* _Collected material_:
..........

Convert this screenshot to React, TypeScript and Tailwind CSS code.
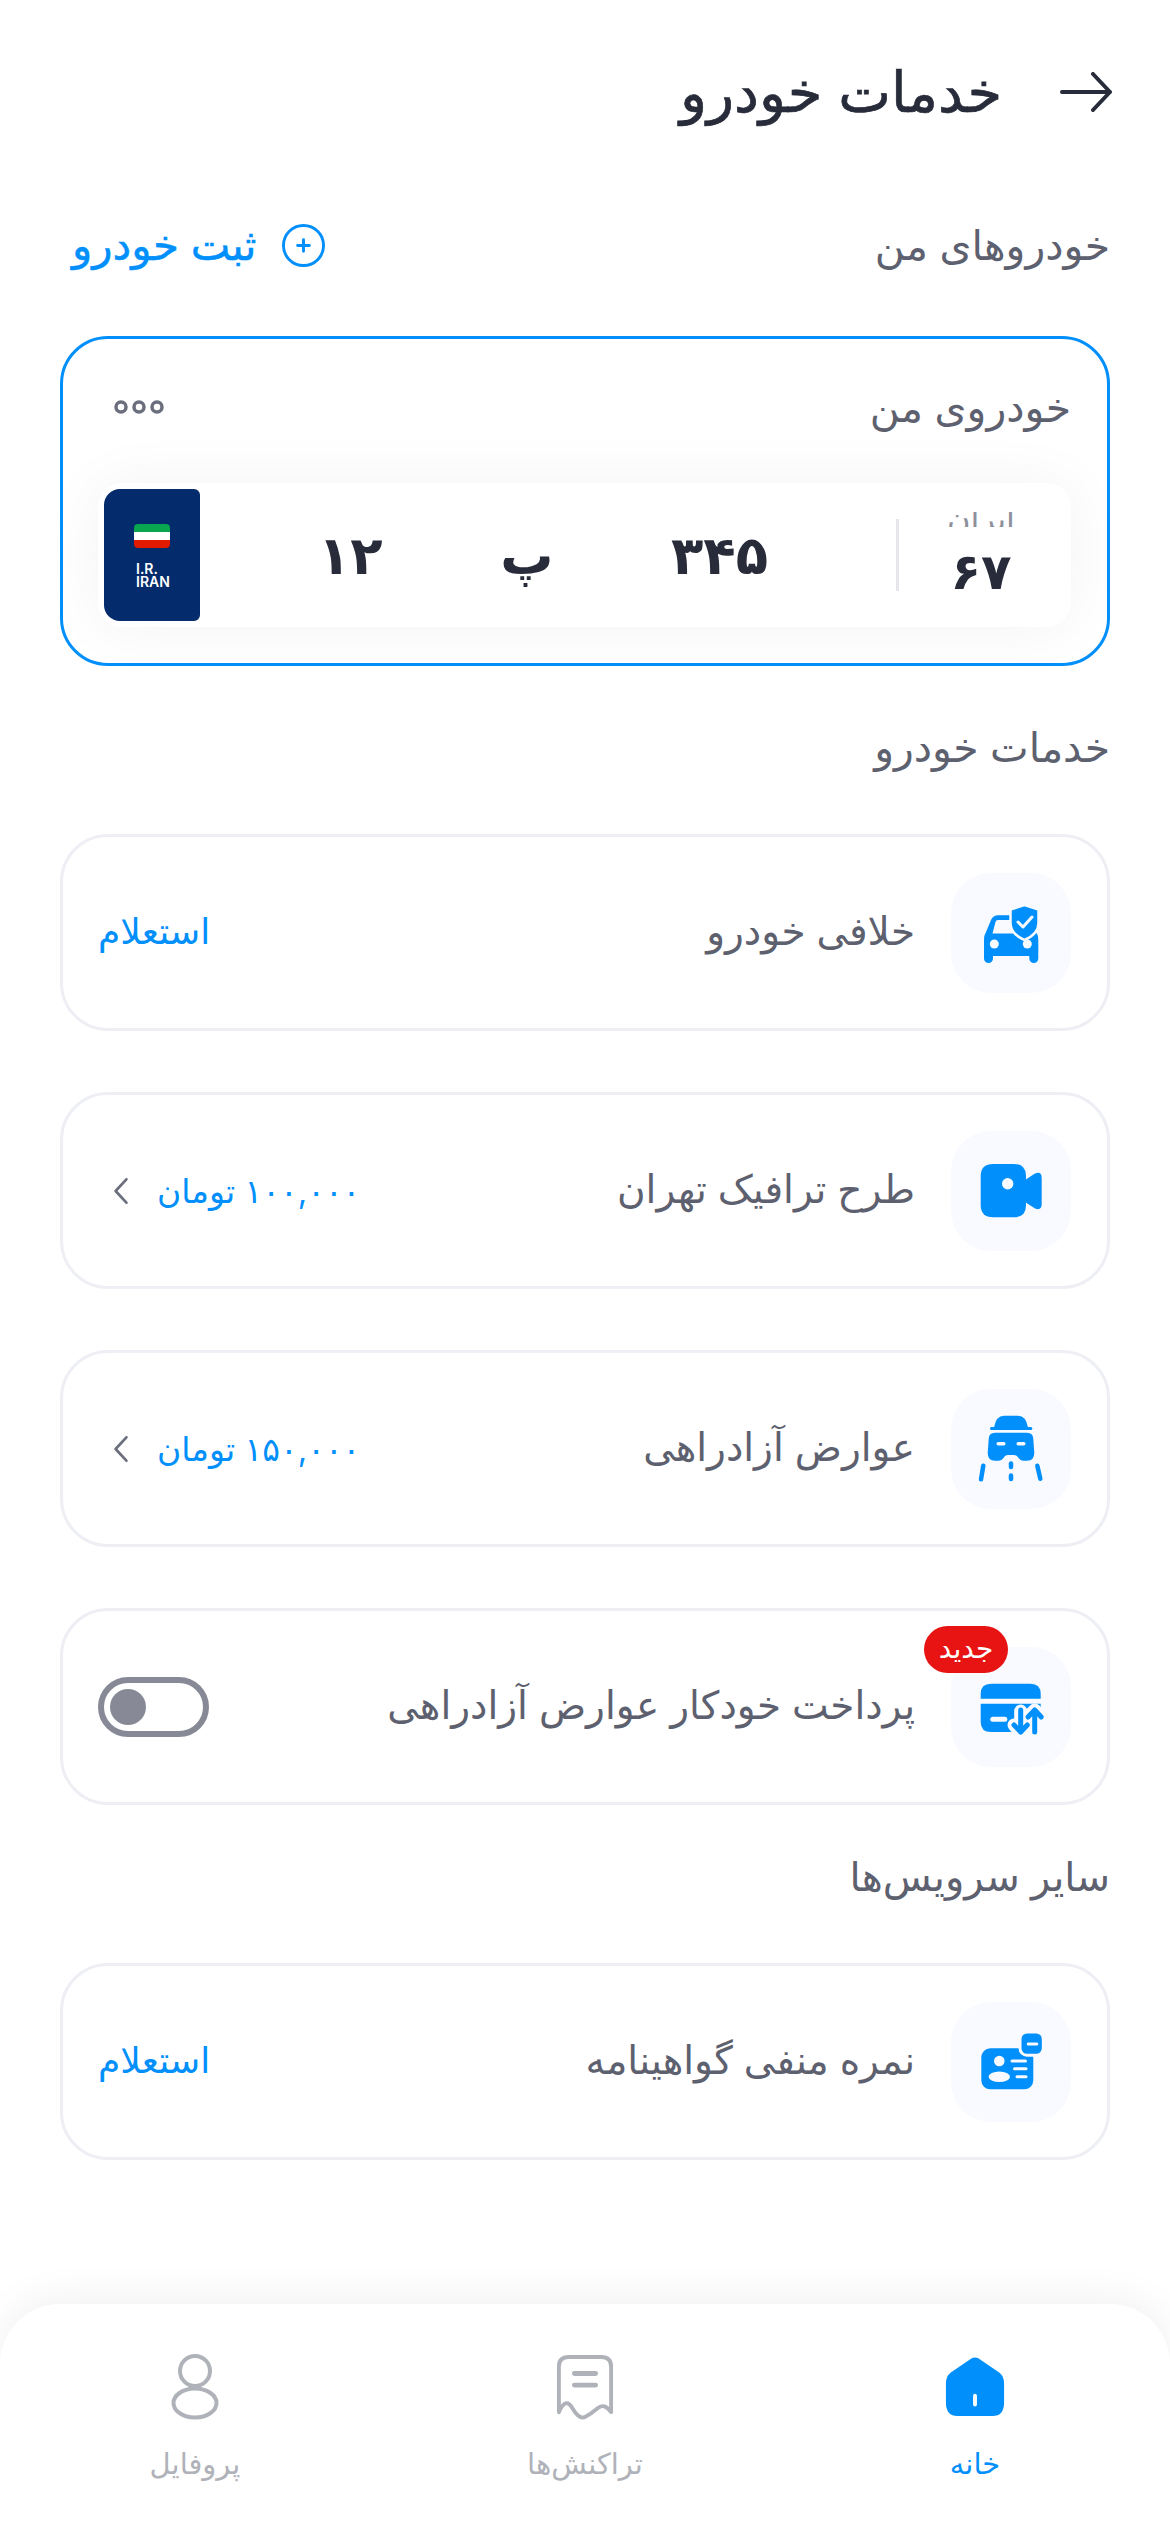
import type { ReactNode } from 'react'

const font = "font-['Inter','DejaVu_Sans',sans-serif]"
const halo = '#f8faff'

function CarShieldIcon() {
  return (
    <svg viewBox="0 0 80 80" className="w-20 h-20">
      <path fill="#008ffb" d="M13 47Q13 42 15 39L20 27Q22 22.3 27 22.3H58Q62 22.3 64 27L65 39Q67.3 42 67.3 47V65.500a4.500 4.500 0 0 1-9 0V63H22V65.500a4.500 4.500 0 0 1-9 0Z" />
      <path fill={halo} d="M27 27H60V40.500H21.500L24.500 29Q25 27 27 27Z" />
      <circle cx="23.300" cy="51" r="4.500" fill={halo} />
      <circle cx="56.300" cy="51" r="4.500" fill={halo} />
      <path fill="#008ffb" stroke={halo} strokeWidth="2.500" d="M53.500 12L67.500 16.500V30Q67.500 41 53.500 47Q39.500 41 39.500 30V16.500Z" />
      <path fill="none" stroke={halo} strokeWidth="3" strokeLinecap="round" strokeLinejoin="round" d="M47 29L52 34L61 24" />
    </svg>
  )
}

function VideoIcon() {
  return (
    <svg viewBox="0 0 80 80" className="w-20 h-20">
      <path fill="#008ffb" d="M22 13H43Q55 13 55 25V54Q55 66.300 43 66.300H22Q9.700 66.300 9.700 54V25Q9.700 13 22 13Z" />
      <path fill="#008ffb" d="M54 29L64 22.500Q70.700 20 70.700 27V53Q70.700 60 64 57.500L54 51Z" />
      <circle cx="36.700" cy="32.700" r="5.700" fill={halo} />
    </svg>
  )
}

function HatCarIcon() {
  return (
    <svg viewBox="0 0 80 80" className="w-20 h-20">
      <path fill="#008ffb" d="M23 18.500Q25 6.700 33 6.700H47Q55 6.700 57 18.500Z" />
      <rect x="19" y="18" width="42.300" height="3" rx="1.500" fill="#008ffb" />
      <path fill="#008ffb" d="M24 23.700H56Q62 23.700 62.300 30L63.300 44Q63.300 51.700 56 51.700H52Q49.500 51.700 47.500 49Q46 46 43 46H37Q34 46 32.500 49Q30.500 51.700 28 51.700H24Q16.700 51.700 16.700 44L17.700 30Q18 23.700 24 23.700Z" />
      <rect x="25.500" y="33" width="9" height="3.500" rx="1.700" fill={halo} />
      <rect x="45.500" y="33" width="9" height="3.500" rx="1.700" fill={halo} />
      <g stroke="#008ffb" strokeWidth="4.500" strokeLinecap="round" fill="none">
        <path d="M40 54.500V58" />
        <path d="M40 66.500V70" />
        <path d="M12.300 56.700L10 70.300" />
        <path d="M66.300 56.700L69.300 69.700" />
      </g>
    </svg>
  )
}

function CardArrowsIcon() {
  return (
    <svg viewBox="0 0 80 80" className="w-20 h-20">
      <path fill="#008ffb" d="M9.700 31.700V27Q9.700 16.700 20 16.700H59.500Q69.700 16.700 69.700 27V31.700Z" />
      <path fill="#008ffb" d="M9.700 36.700H69.700V58Q69.700 65 59.500 65H20Q9.700 65 9.700 55Z" />
      <path fill="none" stroke={halo} strokeWidth="13" strokeLinejoin="round" strokeLinecap="round" d="M49.700 44V64M43 58L49.700 65L56.300 58M63.700 64V44M57 50L63.700 43L70.300 50" />
      <g fill="none" stroke="#008ffb" strokeWidth="5" strokeLinecap="round" strokeLinejoin="round">
        <path d="M49.700 43V65M43 58L49.700 65L56.300 58" />
        <path d="M63.700 65V43M57 50L63.700 43L70.300 50" />
      </g>
      <rect x="19.300" y="49.800" width="17" height="5" rx="2.500" fill={halo} />
    </svg>
  )
}

function LicenseIcon() {
  return (
    <svg viewBox="0 0 80 80" className="w-20 h-20">
      <rect x="10.300" y="26.300" width="52" height="41" rx="9" fill="#008ffb" />
      <rect x="49" y="10" width="23.300" height="23.300" rx="7" fill="#008ffb" stroke={halo} strokeWidth="3" />
      <rect x="55.700" y="20.500" width="11.600" height="3" rx="1.500" fill={halo} />
      <circle cx="28.300" cy="39" r="5.300" fill={halo} />
      <ellipse cx="28.300" cy="54.700" rx="10.700" ry="5.300" fill={halo} />
      <g stroke={halo} strokeWidth="3" strokeLinecap="round">
        <path d="M41 39H54.500" />
        <path d="M43.500 46.700H55" />
        <path d="M46 54.700H55" />
      </g>
    </svg>
  )
}

function Chevron() {
  return (
    <svg viewBox="0 0 20 32" className="w-[18px] h-[30px]">
      <path d="M16 3L4 16L16 29" fill="none" stroke="#6b6e7c" strokeWidth="3" strokeLinecap="round" strokeLinejoin="round" />
    </svg>
  )
}

function Price({ text }: { text: string }) {
  return (
    <div className="flex items-center gap-[27px] pl-[14px]">
      <span className="text-[33px] leading-[40px] text-[#008ffb]">{text}</span>
      <Chevron />
    </div>
  )
}

function Inquiry() {
  return <span className="block pb-[4px] text-[36px] leading-[40px] text-[#008ffb]">استعلام</span>
}

function Toggle() {
  return (
    <div className="w-[111px] h-[60px] rounded-full border-[6px] border-[#878a96] flex items-center justify-end px-[6px]">
      <div className="w-9 h-9 rounded-full bg-[#878a96]" />
    </div>
  )
}

function ServiceRow({ icon, label, badge, children }: { icon: ReactNode; label: string; badge?: boolean; children: ReactNode }) {
  return (
    <div className="h-[197px] rounded-[48px] border-[3px] border-[#eeeff5] bg-white flex items-center pr-[36px] pl-[35px]">
      <div className="relative w-[120px] h-[120px] rounded-[40px] bg-[#f8faff] flex items-center justify-center shrink-0">
        {icon}
        {badge && (
          <span className="absolute top-[-21px] left-[-27px] w-[84px] h-[47px] rounded-full bg-[#e81414] text-white text-[28px] leading-[44px] text-center">
            جدید
          </span>
        )}
      </div>
      <span className="mr-[36px] pb-[3px] text-[39px] leading-[48px] text-[#5d606e]">{label}</span>
      <div className="mr-auto">{children}</div>
    </div>
  )
}

function NavItem({ icon, label, active }: { icon: ReactNode; label: string; active?: boolean }) {
  return (
    <div className="flex flex-col items-center">
      <div className="h-[66px] flex items-center justify-center">{icon}</div>
      <span className={`mt-[27px] text-[29px] leading-[34px] ${active ? 'text-[#008ffb]' : 'text-[#b0b2b9]'}`}>{label}</span>
    </div>
  )
}

export default function App() {
  return (
    <div dir="rtl" className={`${font} w-[1170px] min-h-[2531px] bg-white flex flex-col`}>
      {/* header */}
      <div className="pt-[62px] px-[58px] h-[122px] flex items-center gap-[58px]">
        <svg viewBox="0 0 52 40" className="w-[52px] h-[40px]">
          <path d="M2 20H50M33 2L50 20L33 38" fill="none" stroke="#272b3a" strokeWidth="4" strokeLinecap="round" strokeLinejoin="round" />
        </svg>
        <h1 className="text-[56px] leading-[60px] [-webkit-text-stroke:0.7px_#272b3a] text-[#272b3a]">خدمات خودرو</h1>
      </div>

      <div className="px-[60px]">
        {/* my cars */}
        <div className="mt-[93px] h-[60px] flex items-center justify-between">
          <h2 className="text-[41px] leading-[60px] text-[#5d606e]">خودروهای من</h2>
          <div className="flex items-center gap-[26px] pl-[12px]">
            <svg viewBox="0 0 44 44" className="w-[43px] h-[43px]">
              <circle cx="22" cy="22" r="20.500" fill="none" stroke="#008ffb" strokeWidth="3" />
              <path d="M16 22H28M22 16V28" stroke="#008ffb" strokeWidth="3" strokeLinecap="round" />
            </svg>
            <span className="text-[42px] leading-[60px] [-webkit-text-stroke:0.5px_#008ffb] text-[#008ffb]">ثبت خودرو</span>
          </div>
        </div>

        {/* car card */}
        <div className="mt-[61px] h-[330px] rounded-[48px] border-[3px] border-[#008ffb] bg-white pt-[38px] pb-[36px] pr-[36px] pl-[35px] flex flex-col justify-between">
          <div className="flex items-center justify-between pl-[16px]">
            <span className="text-[41px] leading-[60px] text-[#5d606e]">خودروی من</span>
            <svg viewBox="0 0 50 14" className="w-[50px] h-[14px]">
              <g fill="none" stroke="#6b6e7c" strokeWidth="3.500">
                <circle cx="7" cy="7" r="5" />
                <circle cx="25" cy="7" r="5" />
                <circle cx="43" cy="7" r="5" />
              </g>
            </svg>
          </div>
          <div className="h-[144px] rounded-[24px] bg-white shadow-[0_0_60px_rgba(0,0,0,0.05)] flex items-center pl-[6px]">
            <div className="w-[172px] shrink-0 flex flex-col items-center h-full pt-[29px] pr-[8px]">
              <div className="h-[15px] overflow-hidden flex items-end">
                <span className="-mb-[12px] text-[32px] leading-[40px] text-[#8d909b]">ایران</span>
              </div>
              <span className="mt-[14px] text-[50px] leading-[60px] font-bold text-[#272b3a]">۶۷</span>
            </div>
            <div className="w-[3px] h-[72px] bg-[#e6e7ec] shrink-0" />
            <div className="flex-1 flex items-center justify-between pr-[128px] pl-[118px] text-[#272b3a] text-[53px] leading-[60px] font-bold">
              <span>۳۴۵</span>
              <span>پ</span>
              <span>۱۲</span>
            </div>
            <div className="w-[96px] h-[132px] shrink-0 bg-[#042b6b] rounded-l-[16px] rounded-r-[6px] flex flex-col items-center pt-[35px]">
              <div className="w-9 h-6 rounded-[4px] overflow-hidden flex flex-col">
                <div className="h-2 bg-[#0aa64f]" />
                <div className="h-2 bg-white" />
                <div className="h-2 bg-[#e21b00]" />
              </div>
              <div dir="ltr" className="mt-[14px] w-[32px] font-['Inter',sans-serif] text-white text-[14px] leading-[13px] font-semibold">
                <div>I.R.</div>
                <div>IRAN</div>
              </div>
            </div>
          </div>
        </div>

        {/* car services */}
        <h2 className="mt-[51px] h-[60px] text-[41px] leading-[60px] text-[#5d606e]">خدمات خودرو</h2>
        <div className="mt-[57px] flex flex-col gap-[61px]">
          <ServiceRow icon={<CarShieldIcon />} label="خلافی خودرو">
            <Inquiry />
          </ServiceRow>
          <ServiceRow icon={<VideoIcon />} label="طرح ترافیک تهران">
            <Price text="۱۰۰,۰۰۰ تومان" />
          </ServiceRow>
          <ServiceRow icon={<HatCarIcon />} label="عوارض آزادراهی">
            <Price text="۱۵۰,۰۰۰ تومان" />
          </ServiceRow>
          <ServiceRow icon={<CardArrowsIcon />} label="پرداخت خودکار عوارض آزادراهی" badge>
            <Toggle />
          </ServiceRow>
        </div>

        {/* other */}
        <h2 className="mt-[42px] h-[60px] text-[40px] leading-[60px] text-[#5d606e]">سایر سرویس‌ها</h2>
        <div className="mt-[56px]">
          <ServiceRow icon={<LicenseIcon />} label="نمره منفی گواهینامه">
            <Inquiry />
          </ServiceRow>
        </div>
      </div>

      {/* bottom nav */}
      <div className="mt-auto h-[227px] rounded-t-[60px] bg-white shadow-[0_-6px_40px_rgba(0,0,0,0.06)] grid grid-cols-3 pt-[50px]">
        <NavItem
          active
          label="خانه"
          icon={
            <svg viewBox="0 0 64 64" className="w-[62px] h-[62px]">
              <path fill="#008ffb" d="M32 1.500Q35 1.500 38 4L57 17Q62 21 62 28V48Q62 62 50 62H14Q2 62 2 48V28Q2 21 7 17L26 4Q29 1.500 32 1.500Z" />
              <rect x="30" y="39" width="4" height="13" rx="2" fill="#fff" />
            </svg>
          }
        />
        <NavItem
          label="تراکنش‌ها"
          icon={
            <svg viewBox="0 0 60 68" className="w-[58px] h-[66px]">
              <path fill="none" stroke="#b0b2b9" strokeWidth="4" strokeLinejoin="round" strokeLinecap="round" d="M3 60V13Q3 3 13 3H47Q57 3 57 13V60Q50 50 43 56T30 65T17 56T3 60Z" />
              <path stroke="#b0b2b9" strokeWidth="5" strokeLinecap="round" d="M19 20H41M19 32H41" />
            </svg>
          }
        />
        <NavItem
          label="پروفایل"
          icon={
            <svg viewBox="0 0 48 66" className="w-[48px] h-[66px]">
              <circle cx="24" cy="17" r="15" fill="none" stroke="#b0b2b9" strokeWidth="4" />
              <ellipse cx="24" cy="49" rx="21.500" ry="14.500" fill="none" stroke="#b0b2b9" strokeWidth="4" />
            </svg>
          }
        />
      </div>
    </div>
  )
}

..........

* _The problem_:
Only the lines from the start of the material through the line containing "const halo = '#f8faff'" should be transcribed. Pictures stay out.

* _Output for this exercise_:
Convert this screenshot to React, TypeScript and Tailwind CSS code.
import type { ReactNode } from 'react'

const font = "font-['Inter','DejaVu_Sans',sans-serif]"
const halo = '#f8faff'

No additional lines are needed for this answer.